A reader writes:
I came across your blog while looking up some info on the Costa Rica expat. Following a recent trip to the country, (coupled with a not-so-recent desire to check out and start over someplace new,) I find myself obsessed with researching and reading about the realities of day-to-day life in your neck of the woods.
I’ve been a real estate broker for a little over four years now, the last two of which I’ve spent running my own small discount listing brokerage. I wanted to ask your opinion on the real estate market in general, and how feasible it is to move there and jump right in. I know that despite a great deal of time and effort, it ended up taking me six months to establish any sort of livable earnings here in the US when I first started up, mainly because I had just moved to an area where I knew not a single soul.
In looking at real estate jobs online, it seems like they are concentrated in a few big resorts where they are basically paying you to sell their units and nothing else.
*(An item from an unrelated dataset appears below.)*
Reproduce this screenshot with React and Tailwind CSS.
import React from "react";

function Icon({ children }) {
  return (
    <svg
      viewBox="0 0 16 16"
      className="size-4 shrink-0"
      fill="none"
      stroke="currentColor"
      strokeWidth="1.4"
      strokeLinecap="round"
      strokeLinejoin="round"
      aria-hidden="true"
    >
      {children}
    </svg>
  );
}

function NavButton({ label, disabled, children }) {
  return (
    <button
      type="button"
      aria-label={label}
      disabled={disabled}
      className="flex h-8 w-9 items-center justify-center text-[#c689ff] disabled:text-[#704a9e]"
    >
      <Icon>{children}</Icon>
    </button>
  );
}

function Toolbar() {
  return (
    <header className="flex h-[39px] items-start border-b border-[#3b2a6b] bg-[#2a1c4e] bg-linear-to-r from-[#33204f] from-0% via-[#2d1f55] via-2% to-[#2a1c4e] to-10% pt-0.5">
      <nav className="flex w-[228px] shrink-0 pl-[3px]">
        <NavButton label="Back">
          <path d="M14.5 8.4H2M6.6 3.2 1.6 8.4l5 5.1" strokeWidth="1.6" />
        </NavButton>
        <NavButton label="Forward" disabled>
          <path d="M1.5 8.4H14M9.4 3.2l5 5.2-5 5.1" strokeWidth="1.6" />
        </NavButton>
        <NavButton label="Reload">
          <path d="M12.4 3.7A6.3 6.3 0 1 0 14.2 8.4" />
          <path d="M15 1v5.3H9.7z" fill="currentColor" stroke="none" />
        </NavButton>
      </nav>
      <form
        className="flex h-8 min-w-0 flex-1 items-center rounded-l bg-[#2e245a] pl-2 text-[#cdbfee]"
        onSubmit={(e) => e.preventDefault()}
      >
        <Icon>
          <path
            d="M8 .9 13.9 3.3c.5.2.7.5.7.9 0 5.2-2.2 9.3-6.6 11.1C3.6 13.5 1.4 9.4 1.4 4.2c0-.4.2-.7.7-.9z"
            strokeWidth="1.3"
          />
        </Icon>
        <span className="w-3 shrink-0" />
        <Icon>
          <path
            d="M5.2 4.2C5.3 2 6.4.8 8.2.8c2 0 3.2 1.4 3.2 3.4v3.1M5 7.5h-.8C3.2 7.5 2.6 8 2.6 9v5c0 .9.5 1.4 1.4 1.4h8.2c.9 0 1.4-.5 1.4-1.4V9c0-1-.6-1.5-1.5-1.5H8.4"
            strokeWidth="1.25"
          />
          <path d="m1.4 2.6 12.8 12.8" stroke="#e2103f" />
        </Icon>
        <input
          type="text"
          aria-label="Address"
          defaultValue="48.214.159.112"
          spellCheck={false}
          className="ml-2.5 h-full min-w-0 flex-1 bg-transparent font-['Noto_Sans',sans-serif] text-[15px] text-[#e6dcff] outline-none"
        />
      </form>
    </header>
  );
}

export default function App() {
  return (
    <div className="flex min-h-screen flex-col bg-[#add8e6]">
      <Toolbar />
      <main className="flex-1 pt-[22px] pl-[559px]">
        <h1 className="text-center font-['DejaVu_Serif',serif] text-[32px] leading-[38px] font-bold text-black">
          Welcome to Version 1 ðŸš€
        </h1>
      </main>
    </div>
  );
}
I was wondering if you have a bead on other real estate options, such as the pros and cons of working with a big US based company or a smaller operation, starting a new company from scratch, and so on.
Also, I would be moving as a single Mom with a 6 year old daughter, so any thoughts on that subject would also be appreciated!
Thanks again for your time….I’ve really enjoyed reading your blog.
Thank you for reading and writing in.
Re. working here: in a nutshell, you can’t* until you have permanent residency which takes three years. So far, I’m doing CostaRicaScout.com for free. The only way around this is to start a business and even then, you can’t “work” it. You can manage it but you must hire locals to do the work. The working rules are little complicated so I would advise hiring a knowledgeable residency lawyer (www.residencyincostarica.com) and getting the details from an expert.
A lot of people told me that legally working here was a very gray area, that I can work for my own Costa Rica corporation so I would be, in effect, working for a local company, even though it is actually my company… But migración is hip to that. If they want you, they will catch you driving someone around to show them property and deport you for 10 years. I decided not to risk it – I’m not what one might call a wallflower.
*The only exception to this is getting a work permit from a company for you to do something here that no tica can do. It’s not easy! Obtaining the permit is a huge hassle for the company doing the hiring so you really need a skill that is worth their effort!
We’ve been living on savings, I do property management in Florida and we manage a couple of online websites… it’s hard, but doable. Can you sell your company for a stash of cash to live on? Buying a business here has its own set of risks and troubles. We considered it at first, even looked at a couple of businesses for sale, but decided not to until we were at least reasonably fluent in Spanish… I’m glad we waited! We have since decided “no” to a business here. The culture is too different and the bureaucracy is a nightmare. Maybe we’ll reconsider in a few more years when we have learned more of the ropes. We are learning enough by the seat of our pants to add a whole ‘nother level to the mix!
Wish I had better news… Good luck to you. It’s definitely worth the effort to move here. Reliable income is the big question for those of us not retired with an adequate pension or SS check.
Pura vida, y feliz año!
Thank-you for being so upfront and honest with someone wanting to move when so many would continue to spread the illusion that it’s an easy thing to do…set up a new life in a new country without a source of income. It’s ain’t easy to do it leagally. It’s frustrating when I hear of people who considered themselves law abiding in their home country coming here and abusing the laws in a new country to suit themselves. To me it shows ignorance, arrogance and a lack of respect for this country and it’s people. Keep telling it like it’s supposed to be!!!! OH, and buena suerte on the new production. Hugs and Happy New Decade!
One legal way to earn income in Costa Rica is electronic day trading. Of course, an expertise in that business is required and that is not easy to come by. It takes a minimum of several years of training and practice as well as possessing personal characteristics which are suited to that activity. (Gamblers need not apply!)Additionally, one needs a good internet connection and a funded brokerage account.
Other than the above requirements, which are substantial, I see no other impediments. There must be some other ways to earn income which are doable but as far as working in Ticoland, I can’t imagine any north american being content working for Tico wages even if that were possible and getting employment in Costa Rica with an American corporation is just not an option, especially these days.
And as far as I know, anyone considering operating a business in CR would be facing some challenging legal conditions not to mention the language and culture hurdles.
So that leaves retirement; social security and pensions. How many older Americans are really up to the challenges of living full time in a foreign culture? I suppose many think they are but I read that a good many expats give up before a few years and go back to the States. Things are rarely as easy as it seems at first.
I am also wrestling with the issue of additional income to augment a social security check which is estimated to be at $1300 per month when I am eligible in two years. I need to double that amount. I am reading your blog with interest.
Excellent post, may I use it? So many people write me, asking about moving here and working. If they only did their research, they would know the answers! -t
Thanks, Jen! Feliz año a usted tambien!
Hi Jim, it’s a tough nut to come to terms with… we still struggle with it. We are thinking of new ideas all the time. Haven’t hit on the magic one yet but a lot of expats here do a lot of different things.
Sure, Teri, you can use whatever you want!!!